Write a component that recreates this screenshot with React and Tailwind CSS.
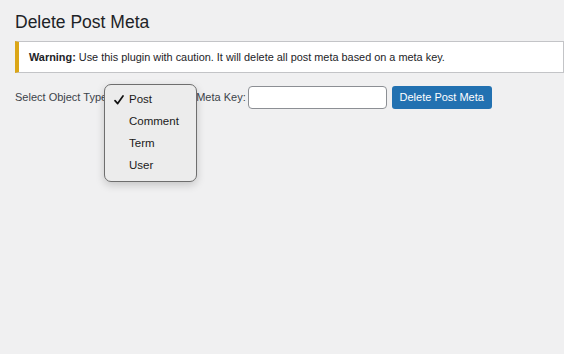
export default function App() {
  const font = { fontFamily: '"Liberation Sans", Arial, sans-serif' };
  return (
    <div className="relative min-h-[354px] w-full bg-[#f0f0f1] text-[#1d2327] overflow-hidden" style={font}>
      <div className="pl-[15px] pt-[11px]">
        <h1 className="text-[17.5px] leading-[22.75px] font-normal text-[#1d2327]">Delete Post Meta</h1>
      </div>
      <div className="mt-[7px] ml-[15px] border border-[#c3c4c7] border-l-[4px] border-l-[#dba617] bg-white px-[10px] py-[7px] text-[10.9px] leading-[16px] text-[#1d2327] whitespace-nowrap">
        <strong className="font-bold">Warning:</strong> Use this plugin with caution. It will delete all post meta based on a meta key.
      </div>
      <div className="mt-[13px] pl-[15px] flex items-center h-[23px] text-[11px] text-[#3c434a]">
        <span className="whitespace-nowrap">Select Object Type:</span>
        <div className="ml-[4px] w-[72px] h-[23px] border border-[#8c8f94] rounded-[3px] bg-white shrink-0"></div>
        <span className="ml-[10px] whitespace-nowrap">Meta Key:</span>
        <div className="ml-[2px] w-[139px] h-[23px] border border-[#8c8f94] rounded-[4px] bg-white shrink-0"></div>
        <button className="ml-[5px] w-[100px] h-[23px] rounded-[3px] bg-[#2271b1] text-white text-[11px] shrink-0">Delete Post Meta</button>
      </div>
      <div className="absolute left-[104px] top-[84px] w-[93px] h-[98px] rounded-[7px] border border-[#6e6e6e] bg-[#ececec] shadow-[0_3px_8px_rgba(0,0,0,0.18)] pt-[4px] text-[11.5px] text-[#1a1a1a]">
        {['Post', 'Comment', 'Term', 'User'].map((t, i) => (
          <div key={t} className="relative h-[22px] flex items-center pl-[24px]">
            {i === 0 && (
              <svg className="absolute left-[9px] top-[6px]" width="10" height="10" viewBox="0 0 10 10">
                <path d="M1 5.6 L3.7 8.6 L9 1" fill="none" stroke="#111" strokeWidth="1.7" strokeLinecap="round" strokeLinejoin="round" />
              </svg>
            )}
            <span>{t}</span>
          </div>
        ))}
      </div>
    </div>
  );
}
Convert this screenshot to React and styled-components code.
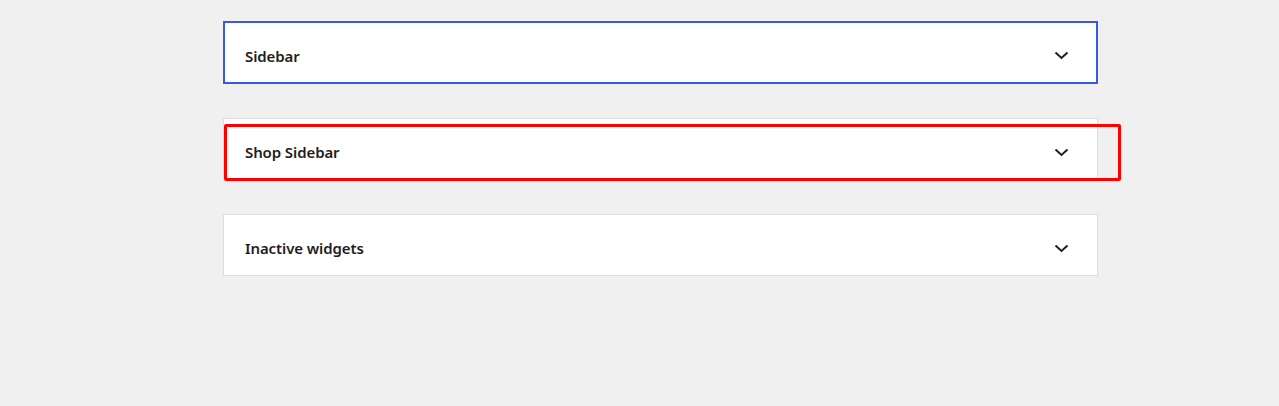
import React from "react";
import styled, { createGlobalStyle } from "styled-components";

const Global = createGlobalStyle`
  html, body { margin: 0; padding: 0; background: #f0f0f0; }
  body { font-family: "Noto Sans", "Open Sans", Arial, sans-serif; }
`;

const Page = styled.div`
  min-height: 406px;
  background: #f0f0f0;
  padding: 21px 0 0 223px;
  box-sizing: border-box;
`;

const List = styled.div`
  width: 875px;
  display: flex;
  flex-direction: column;
  gap: 34px;
`;

const Wrap = styled.div`
  position: relative;
`;

const Card = styled.div`
  height: ${(p) => (p.$focused ? "63px" : "62px")};
  box-sizing: border-box;
  background: #fff;
  border: 1px solid #dcdcde;
  outline: ${(p) => (p.$focused ? "2px solid #3858e9" : "none")};
  outline-offset: -2px;
  display: flex;
  align-items: center;
  justify-content: space-between;
  padding: 6px 28px 0 21px;
`;

const Title = styled.h2`
  margin: 0;
  font-size: 15px;
  font-weight: 600;
  color: #1e1e1e;
  letter-spacing: -0.1px;
`;

const Chevron = styled.svg`
  width: 15px;
  height: 9px;
  flex: none;
`;

const Highlight = styled.div`
  position: absolute;
  left: 1px;
  top: 6px;
  width: 897px;
  height: 57px;
  box-sizing: border-box;
  border: 3px solid #ff0000;
  border-radius: 2px;
  pointer-events: none;
`;

const Arrow = () => (
  <Chevron viewBox="0 0 15 9">
    <polyline points="1.5,1.5 7.5,7 13.5,1.5" fill="none" stroke="#1e1e1e" strokeWidth="2" />
  </Chevron>
);

export default function App() {
  return (
    <>
      <Global />
      <Page>
        <List>
          <Wrap>
            <Card $focused>
              <Title>Sidebar</Title>
              <Arrow />
            </Card>
          </Wrap>
          <Wrap>
            <Card>
              <Title>Shop Sidebar</Title>
              <Arrow />
            </Card>
            <Highlight />
          </Wrap>
          <Wrap>
            <Card>
              <Title>Inactive widgets</Title>
              <Arrow />
            </Card>
          </Wrap>
        </List>
      </Page>
    </>
  );
}
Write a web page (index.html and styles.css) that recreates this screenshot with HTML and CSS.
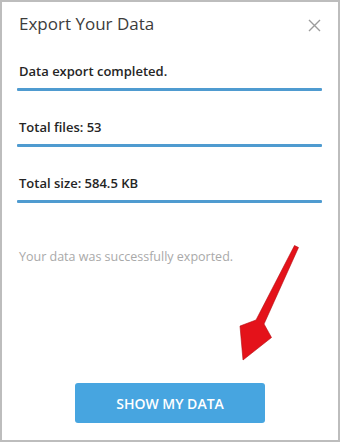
FILE: index.html
```html
<!DOCTYPE html>
<html>
<head>
<meta charset="utf-8">
<link rel="stylesheet" href="styles.css">
</head>
<body>
<div class="dialog">
  <div class="header">
    <div class="title">Export Your Data</div>
    <svg class="close" width="13" height="13" viewBox="0 0 13 13"><path d="M1 1L12 12M12 1L1 12" stroke="#9c9c9c" stroke-width="1.4" fill="none"/></svg>
  </div>
  <div class="fields">
    <div class="field">
      <div class="field-label">Data export completed.</div>
      <div class="field-bar"></div>
    </div>
    <div class="field">
      <div class="field-label">Total files: 53</div>
      <div class="field-bar"></div>
    </div>
    <div class="field">
      <div class="field-label">Total size: 584.5 KB</div>
      <div class="field-bar"></div>
    </div>
  </div>
  <div class="status">Your data was successfully exported.</div>
  <div class="actions">
    <button class="btn">SHOW MY DATA</button>
  </div>
  <svg class="arrow" width="340" height="442" viewBox="0 0 340 442">
    <polygon points="294.5,245.5 298.5,247.5 264,324 271.5,337.5 243,360 240,326 256,320" fill="#e4121a" stroke="#b30a0f" stroke-width="0.6" stroke-linejoin="round"/>
  </svg>
</div>
</body>
</html>
```

FILE: styles.css
```css
html, body {
  margin: 0;
  padding: 0;
  background: #fff;
}
.dialog {
  position: relative;
  box-sizing: border-box;
  width: 340px;
  height: 442px;
  border: 2px solid #bdbdbd;
  display: flex;
  flex-direction: column;
  padding: 0 16px 17px 15px;
  font-family: "Open Sans", sans-serif;
}
.header {
  display: flex;
  justify-content: space-between;
  align-items: center;
  padding-top: 10px;
  padding-left: 2px;
}
.title {
  font-size: 17px;
  line-height: 24px;
  color: #3c3c3c;
}
.close {
  margin-right: 1px;
  margin-top: 2px;
}
.fields {
  display: flex;
  flex-direction: column;
  gap: 27px;
  margin-top: 26px;
}
.field-label {
  font-weight: 600;
  font-size: 13px;
  line-height: 18px;
  color: #252525;
  padding-left: 2px;
  padding-bottom: 8px;
}
.field-bar {
  height: 3px;
  background: #4f9bd0;
  border-radius: 1px;
}
.status {
  margin-top: 45px;
  padding-left: 2px;
  font-size: 12.5px;
  line-height: 18px;
  color: #a9a9a9;
}
.actions {
  margin-top: auto;
  display: flex;
  justify-content: center;
  padding-left: 1px;
}
.btn {
  width: 190px;
  height: 40px;
  border: none;
  border-radius: 3px;
  background: #47a5e0;
  color: #fff;
  font-family: "Open Sans", sans-serif;
  font-weight: 600;
  font-size: 14px;
  padding: 0;
}
.arrow {
  position: absolute;
  left: -2px;
  top: -2px;
  pointer-events: none;
}
```
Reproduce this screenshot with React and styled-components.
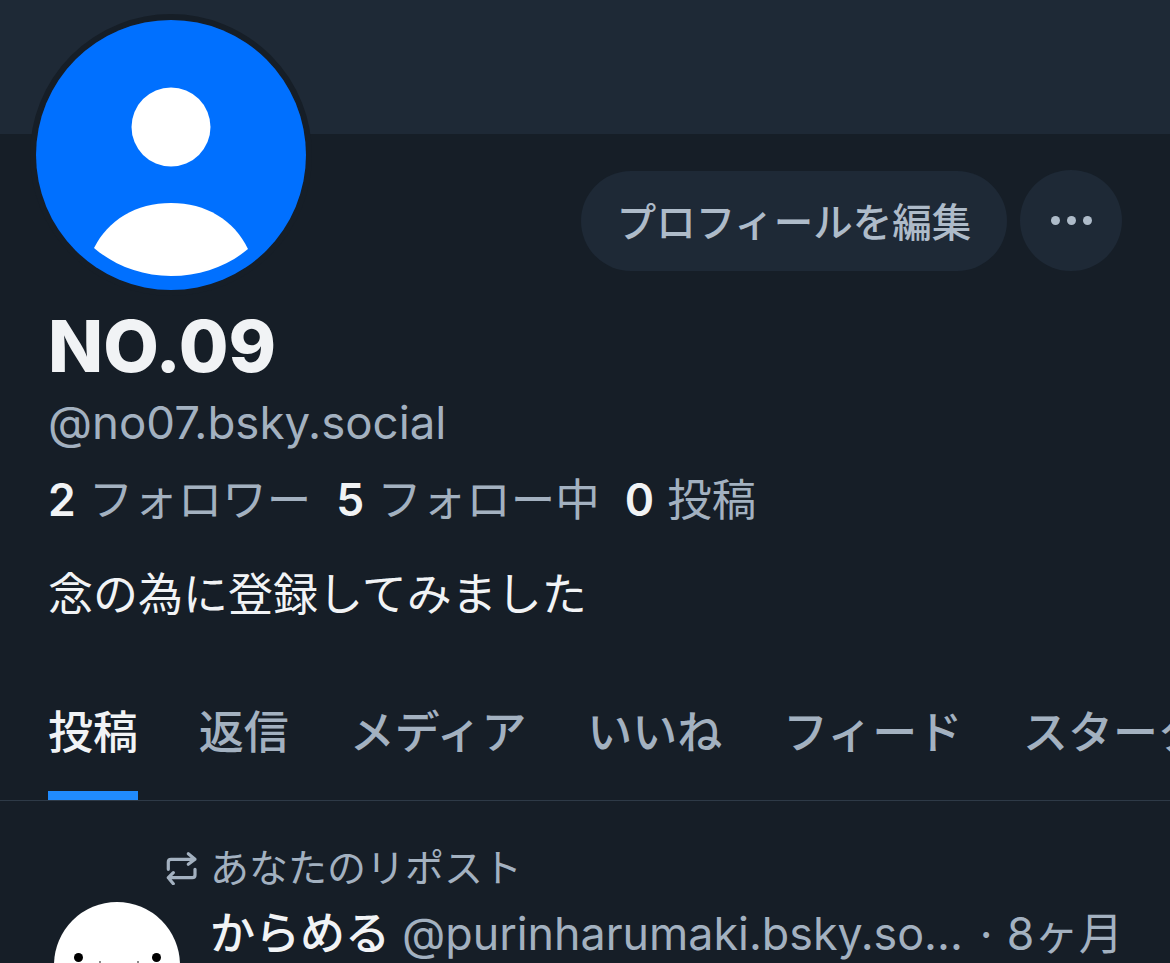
import styled, { createGlobalStyle } from "styled-components";

const GlobalStyle = createGlobalStyle`
  html, body {
    margin: 0;
    padding: 0;
    background: #161e27;
    overflow: hidden;
  }
  body {
    font-family: Inter, "Noto Sans CJK JP", sans-serif;
  }
`;

const Page = styled.div`
  width: 1170px;
  height: 963px;
  overflow: hidden;
  position: relative;
  background: #161e27;
`;

const Banner = styled.div`
  height: 134px;
  background: #1e2936;
`;

const Avatar = styled.div`
  position: absolute;
  left: 30px;
  top: 14px;
  width: 270px;
  height: 270px;
  border: 6px solid #161e27;
  border-radius: 50%;
  overflow: hidden;
`;

const Actions = styled.div`
  display: flex;
  justify-content: flex-end;
  align-items: center;
  gap: 13px;
  height: 101px;
  margin-top: 36px;
  padding-right: 48px;
`;

const EditButton = styled.div`
  height: 100px;
  width: 426px;
  border-radius: 50px;
  background: #1e2936;
  color: #aebbc9;
  font-size: 39.5px;
  font-weight: 500;
  display: flex;
  align-items: center;
  justify-content: center;
  padding-bottom: 2px;
  box-sizing: border-box;
`;

const MoreButton = styled.div`
  width: 102px;
  height: 101px;
  border-radius: 50%;
  background: #1e2936;
  display: flex;
  align-items: center;
  justify-content: center;
  gap: 7px;
`;

const Dot = styled.span`
  width: 9px;
  height: 9px;
  border-radius: 50%;
  background: #aebbc9;
`;

const Info = styled.div`
  padding: 0 48px;
`;

const Name = styled.div`
  margin-top: 34px;
  font-size: 72px;
  line-height: 82px;
  font-weight: 800;
  color: #f1f3f5;
`;

const Handle = styled.div`
  margin-top: 11px;
  font-size: 45.6px;
  line-height: 50px;
  color: #a3b1c0;
`;

const Stats = styled.div`
  display: flex;
  gap: 25px;
  margin-top: 26px;
  font-size: 44.5px;
  line-height: 52px;
  color: #a3b1c0;
`;

const Stat = styled.div`
  white-space: nowrap;
  b {
    color: #f1f3f5;
    font-weight: 600;
    margin-right: 13px;
  }
`;

const Bio = styled.div`
  margin-top: 43px;
  font-size: 45px;
  line-height: 52px;
  color: #f1f3f5;
`;

const Tabs = styled.div`
  display: flex;
  gap: 60.8px;
  margin-top: 85px;
  height: 94px;
  padding-left: 48px;
  border-bottom: 1px solid #2e3a47;
  white-space: nowrap;
`;

const Tab = styled.div`
  position: relative;
  font-size: 45px;
  line-height: 54px;
  font-weight: 500;
  color: ${(p) => (p.$active ? "#f1f3f5" : "#a3b1c0")};
  &::after {
    content: "";
    display: ${(p) => (p.$active ? "block" : "none")};
    position: absolute;
    left: 0;
    right: 0;
    bottom: 0;
    height: 9px;
    background: #208bfe;
  }
`;

const Feed = styled.div`
  padding: 44px 52px 0 54px;
`;

const Repost = styled.div`
  display: flex;
  align-items: center;
  gap: 11px;
  padding-left: 111px;
  font-size: 39px;
  line-height: 46px;
  color: #a3b1c0;
  svg {
    width: 34px;
    height: 34px;
    flex: none;
  }
`;

const Post = styled.div`
  display: flex;
  gap: 30px;
  margin-top: 7px;
`;

const PostAvatar = styled.div`
  flex: none;
  width: 126px;
  height: 126px;
  margin-top: 4px;
  border-radius: 50%;
  background: #fff;
  position: relative;
`;

const Eye = styled.span`
  position: absolute;
  top: 51px;
  left: ${(p) => p.$left}px;
  width: 9px;
  height: 9px;
  border-radius: 50%;
  background: #000;
`;

const Mouth = styled.span`
  position: absolute;
  top: 59px;
  left: ${(p) => p.$left}px;
  width: 2px;
  height: 2px;
  background: #8a8a8a;
`;

const Author = styled.div`
  display: flex;
  align-items: baseline;
  white-space: nowrap;
`;

const AuthorName = styled.span`
  font-size: 45px;
  line-height: 56px;
  font-weight: 500;
  color: #f1f3f5;
`;

const AuthorHandle = styled.span`
  margin-left: 12px;
  font-size: 44.8px;
  color: #a3b1c0;
`;

const Age = styled.span`
  margin-left: ${(p) => p.$gap}px;
  font-size: 44.5px;
  color: #a3b1c0;
`;

export default function App() {
  return (
    <Page>
      <GlobalStyle />
      <Banner />
      <Avatar>
        <svg width="270" height="270" viewBox="0 0 270 270">
          <rect width="270" height="270" fill="#0070ff" />
          <circle cx="135" cy="107" r="39.500" fill="#fff" />
          <path d="M58 228C72 200 100 183 135 183C170 183 198 200 212 229C192 246 165 256 135 256C105 256 78 245 58 228Z" fill="#fff" />
        </svg>
      </Avatar>
      <Actions>
        <EditButton>プロフィールを編集</EditButton>
        <MoreButton>
          <Dot />
          <Dot />
          <Dot />
        </MoreButton>
      </Actions>
      <Info>
        <Name>NO.09</Name>
        <Handle>@no07.bsky.social</Handle>
        <Stats>
          <Stat><b>2</b>フォロワー</Stat>
          <Stat><b>5</b>フォロー中</Stat>
          <Stat><b>0</b>投稿</Stat>
        </Stats>
        <Bio>念の為に登録してみました</Bio>
      </Info>
      <Tabs>
        <Tab $active>投稿</Tab>
        <Tab>返信</Tab>
        <Tab>メディア</Tab>
        <Tab>いいね</Tab>
        <Tab>フィード</Tab>
        <Tab>スターターパック</Tab>
      </Tabs>
      <Feed>
        <Repost>
          <svg viewBox="0 0 34 34" fill="none" stroke="#a3b1c0" strokeWidth="3.2" strokeLinecap="round" strokeLinejoin="round">
            <path d="M3.300 18.300V11C3.300 9.200 4.500 8.300 6 8.300H30M23.300 2.700L30 8.300L23.300 13.300" />
            <path d="M30 18.300V24C30 25.800 28.800 26.700 27.300 26.700H3.300M8.300 21.700L3.300 26.700L8.300 32.700" />
          </svg>
          あなたのリポスト
        </Repost>
        <Post>
          <PostAvatar>
            <Eye $left={20} />
            <Eye $left={98} />
            <Mouth $left={45} />
            <Mouth $left={83} />
          </PostAvatar>
          <Author>
            <AuthorName>からめる</AuthorName>
            <AuthorHandle>@purinharumaki.bsky.so...</AuthorHandle>
            <Age $gap={17}>·</Age>
            <Age $gap={14}>8ヶ月</Age>
          </Author>
        </Post>
      </Feed>
    </Page>
  );
}
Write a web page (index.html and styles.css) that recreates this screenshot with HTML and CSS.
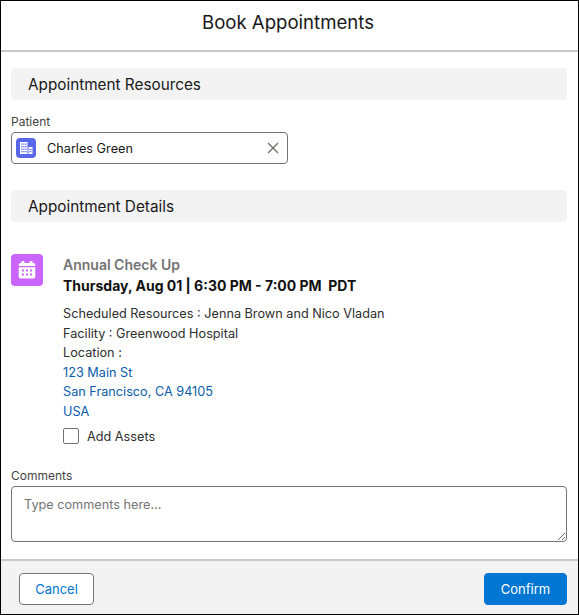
FILE: index.html
```html
<!DOCTYPE html>
<html lang="en">
<head>
<meta charset="UTF-8">
<meta name="viewport" content="width=device-width, initial-scale=1.0">
<title>Book Appointments</title>
<link rel="stylesheet" href="styles.css">
</head>
<body>
    <div class="modal">
        <header class="modal-header">
            <h1>Book Appointments</h1>
        </header>

        <main class="modal-body">
            <h2 class="section-title">Appointment Resources</h2>

            <div class="patient-field">
                <label class="field-label">Patient</label>
                <div class="pill-input">
                    <span class="pill-icon">
                        <svg width="16" height="16" viewBox="0 0 16 16" fill="#fff">
                            <path d="M2 2h7.5v12H2z"/>
                            <path d="M10.5 7H14.5V14H10.5z"/>
                            <path fill="#5867e8" d="M3.2 3.5h1.3v1.3H3.2zM5.2 3.5h1.3v1.3H5.2zM7.2 3.5h1.3v1.3H7.2zM3.2 6h1.3v1.3H3.2zM5.2 6h1.3v1.3H5.2zM7.2 6h1.3v1.3H7.2zM3.2 8.5h1.3v1.3H3.2zM5.2 8.5h1.3v1.3H5.2zM7.2 8.5h1.3v1.3H7.2zM3.2 11h1.3v1.3H3.2zM5.2 11h1.3v1.3H5.2zM7.2 11h1.3v1.3H7.2zM11.3 9h2.4v1h-2.4zM11.3 11.2h2.4v1h-2.4z"/>
                        </svg>
                    </span>
                    <span class="pill-name">Charles Green</span>
                    <svg class="pill-clear" width="12" height="12" viewBox="0 0 12 12">
                        <path d="M1 1l10 10M11 1L1 11" stroke="#706e6b" stroke-width="1.4" fill="none"/>
                    </svg>
                </div>
            </div>

            <h2 class="section-title">Appointment Details</h2>

            <div class="appointment">
                <span class="event-icon">
                    <svg width="20" height="20" viewBox="0 0 20 20" fill="#fff">
                        <path d="M5 1h1.8a.6.6 0 0 1 .6.6V3h5.2V1.600a.6.6 0 0 1 .6-.6H15a.6.6 0 0 1 .6.6V3h1a1.700 1.700 0 0 1 1.700 1.700V6H1.700V4.700A1.700 1.700 0 0 1 3.400 3h1V1.600A.6.6 0 0 1 5 1z"/>
                        <path fill-rule="evenodd" d="M1.700 7.200h16.600v9.600a1.700 1.700 0 0 1-1.700 1.700H3.400a1.700 1.700 0 0 1-1.700-1.700zM5 9.500h2v2H5zM9 9.500h2v2H9zM13 9.500h2v2h-2zM5 13.500h2v2H5zM9 13.500h2v2H9zM13 13.500h2v2h-2z"/>
                    </svg>
                </span>
                <div class="appointment-info">
                    <div class="appointment-type">Annual Check Up</div>
                    <div class="appointment-time">Thursday, Aug 01 | 6:30 PM - 7:00 PM&nbsp; PDT</div>
                    <div class="appointment-lines">
                        <div>Scheduled Resources : Jenna Brown and Nico Vladan</div>
                        <div>Facility : Greenwood Hospital</div>
                        <div>Location :</div>
                        <a href="#" class="address">123 Main St</a>
                        <a href="#" class="address">San Francisco, CA 94105</a>
                        <a href="#" class="address">USA</a>
                    </div>
                    <label class="asset-check">
                        <span class="checkbox"></span>
                        Add Assets
                    </label>
                </div>
            </div>

            <div class="comments-field">
                <label class="field-label">Comments</label>
                <textarea class="comments" placeholder="Type comments here..."></textarea>
            </div>
        </main>

        <footer class="modal-footer">
            <button class="btn btn-cancel">Cancel</button>
            <button class="btn btn-confirm">Confirm</button>
        </footer>
    </div>
</body>
</html>
```

FILE: styles.css
```css
html, body {
    margin: 0;
    height: 100%;
}

body {
    font-family: Inter, "Liberation Sans", sans-serif;
    font-size: 12.7px;
    color: #181818;
    background-color: #fff;
}

.modal {
    box-sizing: border-box;
    height: 615px;
    border: 1px solid #000;
    display: flex;
    flex-direction: column;
}

.modal-header {
    box-sizing: content-box;
    height: 41px;
    padding-bottom: 8px;
    padding-right: 3px;
    border-bottom: 2px solid #c9c9c9;
    display: flex;
    align-items: center;
    justify-content: center;
}

.modal-header h1 {
    margin: 0;
    font-size: 18.6px;
    font-weight: 400;
}

.modal-body {
    flex: 1;
    padding: 16px 11px 0 10px;
}

.section-title {
    margin: 0;
    height: 32px;
    line-height: 34px;
    padding-left: 17px;
    font-size: 15.3px;
    font-weight: 400;
    background-color: #f3f3f3;
    border-radius: 4px;
}

.field-label {
    display: block;
    font-size: 12px;
    line-height: 16px;
    color: #444;
}

.patient-field {
    padding-top: 14px;
    padding-bottom: 26px;
}

.pill-input {
    box-sizing: border-box;
    width: 277px;
    height: 32px;
    margin-top: 2px;
    padding: 0 8px 0 4px;
    border: 1px solid #747474;
    border-radius: 4px;
    display: flex;
    align-items: center;
}

.pill-icon {
    width: 20px;
    height: 20px;
    background-color: #5867e8;
    border-radius: 4px;
    display: flex;
    align-items: center;
    justify-content: center;
}

.pill-name {
    flex: 1;
    margin-left: 11px;
}

.appointment {
    display: flex;
    padding-top: 32px;
}

.event-icon {
    width: 32px;
    height: 32px;
    background-color: #cb65ff;
    border-radius: 4px;
    display: flex;
    align-items: center;
    justify-content: center;
    flex-shrink: 0;
}

.appointment-info {
    margin-left: 20px;
    padding-top: 1px;
}

.appointment-type {
    font-size: 14px;
    font-weight: 600;
    line-height: 20px;
    color: #747474;
}

.appointment-time {
    font-size: 14px;
    font-weight: 700;
    line-height: 22px;
    color: #111;
}

.appointment-lines {
    margin-top: 7px;
    line-height: 19.500px;
    color: #2e2e2e;
}

.address {
    display: block;
    color: #0b5cab;
    text-decoration: none;
}

.asset-check {
    display: flex;
    align-items: center;
    margin-top: 7px;
    color: #2e2e2e;
}

.checkbox {
    box-sizing: border-box;
    width: 16px;
    height: 16px;
    margin-right: 8px;
    border: 1px solid #747474;
    border-radius: 2px;
}

.comments-field {
    margin-top: 24px;
}

.comments {
    box-sizing: border-box;
    display: block;
    width: 100%;
    height: 56px;
    margin-top: 2px;
    padding: 8px 12px;
    border: 1px solid #747474;
    border-radius: 4px;
    font-family: inherit;
    font-size: 12.7px;
    line-height: 20px;
}

.comments::placeholder {
    color: #747474;
}

.modal-footer {
    height: 55px;
    box-sizing: border-box;
    border-top: 2px solid #c9c9c9;
    background-color: #f3f3f3;
    padding: 3px 11px 0 18px;
    display: flex;
    align-items: center;
    justify-content: space-between;
}

.btn {
    height: 32px;
    border-radius: 4px;
    font-family: inherit;
    font-size: 13px;
}

.btn-cancel {
    width: 75px;
    background-color: #fff;
    border: 1px solid #747474;
    color: #0176d3;
}

.btn-confirm {
    width: 83px;
    background-color: #0176d3;
    border: 1px solid #0176d3;
    color: #fff;
}
```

---+---

List each line of the records that holds the string "components".

Convert this screenshot to React and styled-components code.
import styled, { createGlobalStyle } from "styled-components";
Reproduce this screenshot with React and styled-components.
import styled, { createGlobalStyle } from "styled-components";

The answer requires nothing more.